Abuja — The Senate yesterday advised the #EndSARS protesters to leave the streets having secured the assurances of the federal government to implement their five-point demands.
The Presidential Panel on Police Reforms had last Tuesday agreed to the five-point demands of the protesters against police brutality, which included halting the use of force against protesters and unconditional release of arrested citizens.
President of the Senate, Dr. Ahmad Lawan, who gave the advice at the plenary after the upper chamber was briefed by the Senate Leader, Yahaya Abdullahi, on the intervention by the Senate leadership to wade into the protest, said the protesters should go back to their homes having secured the commitment of the government to address their grievances.
According to him, Nigerians have the legitimate right to protest against any policy or action of the government.
Lawal said: "Nigerians have the right to peaceful demonstration.
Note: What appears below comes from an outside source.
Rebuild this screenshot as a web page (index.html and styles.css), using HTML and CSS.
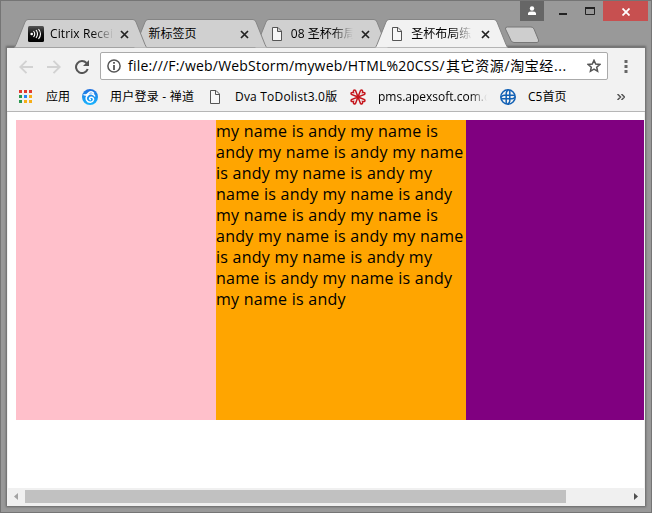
FILE: index.html
```html
<!DOCTYPE html>
<html lang="zh-CN">
<head>
<meta charset="utf-8">
<title>圣杯布局练习</title>
<link rel="stylesheet" href="styles.css">
</head>
<body>
<svg width="0" height="0" class="defs">
  <symbol id="tab" viewBox="0 0 133 29"><path d="M0 28.500Q1 28 2 25.500L11 3Q12 .5 14 .5H119Q121 .5 122 3L131 25.500Q132 28 133 28.500"/></symbol>
  <symbol id="page" viewBox="0 0 10 14"><path d="M.5.5H6L9.500 4V13.500H.5ZM5.500.5V4.500H9.500" fill="#f7f7f7" stroke="#555"/></symbol>
  <symbol id="close" viewBox="0 0 9 9"><path d="M1 1L8 8M8 1L1 8" fill="none" stroke="#222" stroke-width="1.700"/></symbol>
</svg>
<div class="window">
  <div class="controls">
    <div class="user"><svg width="10" height="10"><circle cx="5" cy="2.500" r="2.200" fill="#fff"/><path d="M1 9V7Q1.500 5.600 5 5.600T9 7V9Z" fill="#fff"/></svg></div>
    <div class="control minimize"><svg width="8" height="3"><path d="M0 2H8" stroke="#222" stroke-width="2"/></svg></div>
    <div class="control maximize"><svg width="10" height="8"><path d="M.5 0V7.500H9.500V0" fill="none" stroke="#222"/><path d="M0 1H10" stroke="#222" stroke-width="2"/></svg></div>
    <div class="quit"><svg width="8" height="8"><path d="M.5.5L7.500 7.500M7.500.5L.5 7.500" stroke="#fff" stroke-width="1.800"/></svg></div>
  </div>
  <div class="tabs">
    <div class="tab first"><svg class="shape"><use href="#tab"/></svg>
      <svg class="citrix" width="16" height="16"><defs><linearGradient id="dark" x2="0" y2="1"><stop stop-color="#555"/><stop offset=".5" stop-color="#111"/><stop offset="1" stop-color="#000"/></linearGradient></defs><rect width="16" height="16" rx="1.500" fill="url(#dark)"/><circle cx="3.700" cy="8" r="1.300" fill="#fff"/><path d="M5.500 5Q8 8 5.500 11M8 4Q11 8 8 12M10.500 3Q14.500 8 10.500 13" fill="none" stroke="#fff" stroke-width="1.100"/></svg>
      <span class="label fade latin">Citrix Recei</span><svg class="x"><use href="#close"/></svg></div>
    <div class="tab second"><svg class="shape"><use href="#tab"/></svg><span class="label">新标签页</span><svg class="x"><use href="#close"/></svg></div>
    <div class="tab third"><svg class="shape"><use href="#tab"/></svg><svg class="page"><use href="#page"/></svg><span class="label fade">08 圣杯布局</span><svg class="x"><use href="#close"/></svg></div>
    <div class="tab active"><svg class="shape"><use href="#tab"/></svg><svg class="page"><use href="#page"/></svg><span class="label fade">圣杯布局练</span><svg class="x"><use href="#close"/></svg></div>
    <svg class="newtab" width="36" height="18"><path d="M3.500 1H27Q29 1 30 3L34.500 14Q35 16.500 33 16.500H10Q8 16.500 7 14.500L1.500 3Q1 1 3.500 1Z" fill="#cecece" stroke="#777"/></svg>
  </div>
  <div class="panel">
    <div class="toolbar">
      <svg class="back" width="14" height="14"><path d="M14 7H1.500M7.500 .8L1.300 7L7.500 13.200" fill="none" stroke="#d2d2d2" stroke-width="1.900"/></svg>
      <svg class="forward" width="14" height="14"><path d="M0 7H12.500M6.500 .8L12.700 7L6.500 13.200" fill="none" stroke="#d2d2d2" stroke-width="1.900"/></svg>
      <svg class="reload" width="14" height="14"><path d="M12.700 9A6 6 0 1 1 11.500 3" fill="none" stroke="#555" stroke-width="2"/><path d="M14 0V6H8Z" fill="#555"/></svg>
      <div class="address">
        <svg width="14" height="14"><circle cx="7" cy="7" r="6.100" fill="none" stroke="#555" stroke-width="1.500"/><path d="M7 3V4.700M7 6V11" stroke="#555" stroke-width="1.800"/></svg>
        <span class="url"><span class="path">file:///F:/web/WebStorm/myweb/HTML%20CSS/</span><span class="cjk">其它资源/淘宝经...</span></span>
        <svg class="star" width="14" height="14"><path d="M7 1.300L8.700 5.100L12.800 5.500L9.700 8.200L10.600 12.300L7 10.200L3.400 12.300L4.300 8.200L1.200 5.500L5.300 5.100Z" fill="none" stroke="#555" stroke-width="1.500"/></svg>
      </div>
      <svg class="more" width="4" height="14"><path d="M.5 0H3.500V3H.5ZM.5 5H3.500V8H.5ZM.5 10H3.500V13H.5Z" fill="#666"/></svg>
    </div>
    <div class="bookmarks">
      <svg class="apps" width="13" height="14"><path d="M0 0h3v3H0zM5 0h3v3H5zM10 0h3v3h-3z" fill="#e33b2e"/><path d="M0 5h3v3H0zM0 10h3v3H0z" fill="#2b9950"/><path d="M5 5h3v3H5z" fill="#2385f5"/><path d="M10 5h3v3h-3zM5 10h3v3H5zM10 10h3v3h-3z" fill="#f6ae17"/></svg>
      <span class="b1">应用</span>
      <svg class="i2" width="16" height="16"><defs><linearGradient id="blue" x2="0" y2="1"><stop stop-color="#2170df"/><stop offset="1" stop-color="#18b5ff"/></linearGradient></defs><circle cx="8" cy="8" r="8" fill="url(#blue)"/><path d="M1.500 5.500Q4 7 6 4.500Q9 1 12 4.500M13 7.500C12 4.500 8 4 5.500 6.500C2.500 9.500 5 13.500 8.500 13.300C12 13 12.500 9 10 8.300C7.500 7.700 6.500 10.500 9 10.800" fill="none" stroke="#fff" stroke-width="1.400"/></svg>
      <span class="b2">用户登录 - 禅道</span>
      <svg class="page i3"><use href="#page"/></svg>
      <span class="b3">Dva ToDolist3.0版</span>
      <svg class="i4" width="16" height="16"><g fill="none" stroke="#c5161d" stroke-width="1.500"><path d="M8 8L1.500 5.500Q0 3 3.500 3.500Q3 0 5.500 1.500ZM8 8L10.500 1.500Q13 0 12.500 3.500Q16 3 14.500 5.500ZM8 8L14.500 10.500Q16 13 12.500 12.500Q13 16 10.500 14.500ZM8 8L5.500 14.500Q3 16 3.500 12.500Q0 13 1.500 10.500Z"/></g></svg>
      <span class="b4">pms.apexsoft.com.c</span>
      <svg class="i5" width="16" height="16"><circle cx="8" cy="8" r="7.200" fill="none" stroke="#1261b5" stroke-width="1.500"/><path d="M6.200 15V4Q6.200 2 8.500 1M9.800 1V12Q9.800 14 7.500 15M1 9.800H12Q14 9.800 15 7.500M15 6.200H4Q2 6.200 1 8.500" fill="none" stroke="#1261b5" stroke-width="1.500"/></svg>
      <span class="b5">C5首页</span>
      <svg class="overflow" width="8" height="6"><path d="M.5 0L3.500 3L.5 6M4.500 0L7.500 3L4.500 6" fill="none" stroke="#555" stroke-width="1.500"/></svg>
    </div>
    <main class="content">
      <div class="left"></div>
      <div class="middle"><div>my name is andy my name is</div><div>andy my name is andy my name</div><div>is andy my name is andy my</div><div>name is andy my name is andy</div><div>my name is andy my name is</div><div>andy my name is andy my name</div><div>is andy my name is andy my</div><div>name is andy my name is andy</div><div>my name is andy</div></div>
      <div class="right"></div>
    </main>
    <div class="scrollbar">
      <svg width="17" height="18"><path d="M10 5V12L6 8.500Z" fill="#a3a3a3"/></svg>
      <div class="thumb"></div>
      <svg width="17" height="18"><path d="M7 5V12L11 8.500Z" fill="#505050"/></svg>
    </div>
  </div>
</div>
</body>
</html>
```
FILE: styles.css
```css
* { box-sizing: border-box; }
body { margin: 0; overflow: hidden; font: 12px/16px "Open Sans", "Noto Sans CJK SC", sans-serif; color: #000; }
svg { display: block; flex: none; }
.defs { position: absolute; }
.window { width: 652px; height: 513px; background: #999; border: 1px solid #757575; padding: 0 6px; }
.controls { height: 18px; display: flex; justify-content: flex-end; margin-right: -3px; }
.user { width: 24px; height: 20px; background: #666; padding: 5px 7px; }
.control { height: 20px; }
.minimize { width: 27px; padding: 11px 0 0 15px; }
.maximize { width: 32px; padding: 6px 0 0 14px; }
.quit { width: 45px; height: 20px; background: #c75050; padding: 7px 0 0 19px; }
.tabs { height: 28px; display: flex; padding-left: 7px; position: relative; }
.tab { position: relative; flex: none; width: 133px; height: 29px; margin-right: -12.600px; display: flex; align-items: center; padding: 1px 0 0 14px; z-index: 3; }
.second { z-index: 2; }
.third { z-index: 1; }
.active { z-index: 4; }
.shape { position: absolute; left: 0; top: 0; width: 133px; height: 29px; fill: #d0d0d0; stroke: #858585; }
.active .shape { fill: #f2f2f2; }
.label { width: 64px; margin-left: 6px; overflow: hidden; white-space: nowrap; position: relative; }
.latin { letter-spacing: .1px; }
.second .label { width: 86px; margin-left: 0; }
.third .label, .active .label { width: 62px; margin-left: 9px; }
.fade { -webkit-mask-image: linear-gradient(90deg, #000 65%, transparent); mask-image: linear-gradient(90deg, #000 65%, transparent); }
.x { position: absolute; left: 106px; top: 11px; width: 9px; height: 9px; }
.citrix { position: relative; }
.page { position: relative; width: 10px; height: 14px; }
.tab .page { margin-left: 3px; }
.newtab { margin: 7px 0 0 8px; }
.panel { height: 459px; width: 638px; display: flex; flex-direction: column; background: #f2f2f2; border: 1px solid #777; border-width: 1px 0 0; box-shadow: 0 0 2px 1px #666; }
.toolbar { height: 37px; display: flex; align-items: center; padding: 0 17px 0 12px; }
.forward { margin-left: 14px; }
.reload { margin-left: 14px; }
.address { margin-left: 11px; width: 508px; height: 28px; border: 1px solid #aaa; border-radius: 2px; background: #fff; display: flex; align-items: center; padding: 0 6px; margin-top: -1px; }
.url { display: flex; margin-left: 7px; white-space: nowrap; font-size: 14px; line-height: 20px; }
.path { width: 318px; letter-spacing: .2px; }
.cjk { letter-spacing: .6px; }
.star { margin-left: auto; }
.more { margin-left: auto; }
.bookmarks { height: 27px; display: flex; align-items: center; padding: 0 13px 2px 12px; border-bottom: 1px solid #b6b6b6; white-space: nowrap; }
.b1 { margin-left: 14px; width: 36px; }
.b2 { margin-left: 12px; width: 100px; letter-spacing: .25px; }
.i3 { width: 10px; }
.b3 { margin-left: 15px; width: 115px; letter-spacing: .2px; }
.b4 { margin-left: 12px; width: 109px; overflow: hidden; -webkit-mask-image: linear-gradient(90deg, #000 85%, transparent); mask-image: linear-gradient(90deg, #000 85%, transparent); }
.i5 { margin-left: 13px; }
.b5 { margin-left: 12px; }
.overflow { margin-left: auto; margin-right: 7px; }
.content { flex: 1; display: flex; align-items: flex-start; background: #fff; margin: 0 1px; padding: 8px 0 0 8px; }
.content > div { height: 300px; }
.left { width: 200px; background: pink; }
.middle { width: 250px; padding-top: 1px; background: orange; font-size: 16px; line-height: 21px; letter-spacing: .26px; white-space: nowrap; }
.right { flex: 1; background: purple; }
.scrollbar { height: 18px; display: flex; margin: 0 1px; background: #f0f0f0; justify-content: space-between; }
.thumb { width: 541px; height: 13px; margin: 2px auto 0 0; background: #c1c1c1; }
```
When they feel very strongly about issues, they can do so to call the attention of the leaders of this country for appropriate action to be taken.
"I believe that the government has responded; SARS has been disbanded, and all the five demands of the protesters have been accepted.
"I believe that when protesters' demands are met, their goal should have been achieved. Therefore, there is need for our compatriots to go back home and give the government the time to quickly and expeditiously implement those demands.
"Both chambers of the National Assembly have identified with the protests-that they are legitimate protests and demands. I think the next vital step is for the protests to stop because the initial reasons for the protests have been accepted as facts, and the government is
trying to do everything possible."
The Senate president hinted that the National Assembly would prevail on the executive arm of government to ensure expeditious implementation of the demands of #EndSARS protesters.
"What I'll urge here is if such demands have been accepted, then we should expedite action to actualise them. I therefore urge the government-and that includes us-to push to ensure that those demands of the protesters that the executive arm has accepted to implement are implemented as quickly as possible," he said.
Briefing the Senate earlier about the interface between the Senate delegation and the protesters at the National Assembly gate, Senator Abdullahi said: "We met with a view to pacifying the protesters and also extending our commiseration with them over what happened.
"They explained that in the course of their peaceful demonstration, they were accosted by some hoodlums who they alleged were directed by the police to attack them, and how they were able to weather the storm and assemble at the National Assembly to inform us of their travails.
"We sympathised with them and received verbally the complaints that they wanted to submit to the National Assembly. They complained of damages to their vehicles, and some physical injuries that some of them sustained. Fortunately, there were no major injuries or even violent death.
"We implored them to submit a catalogue of their complaints and the damages or injuries that were inflicted upon them, so that these can be conveyed to the appropriate authorities for interventions."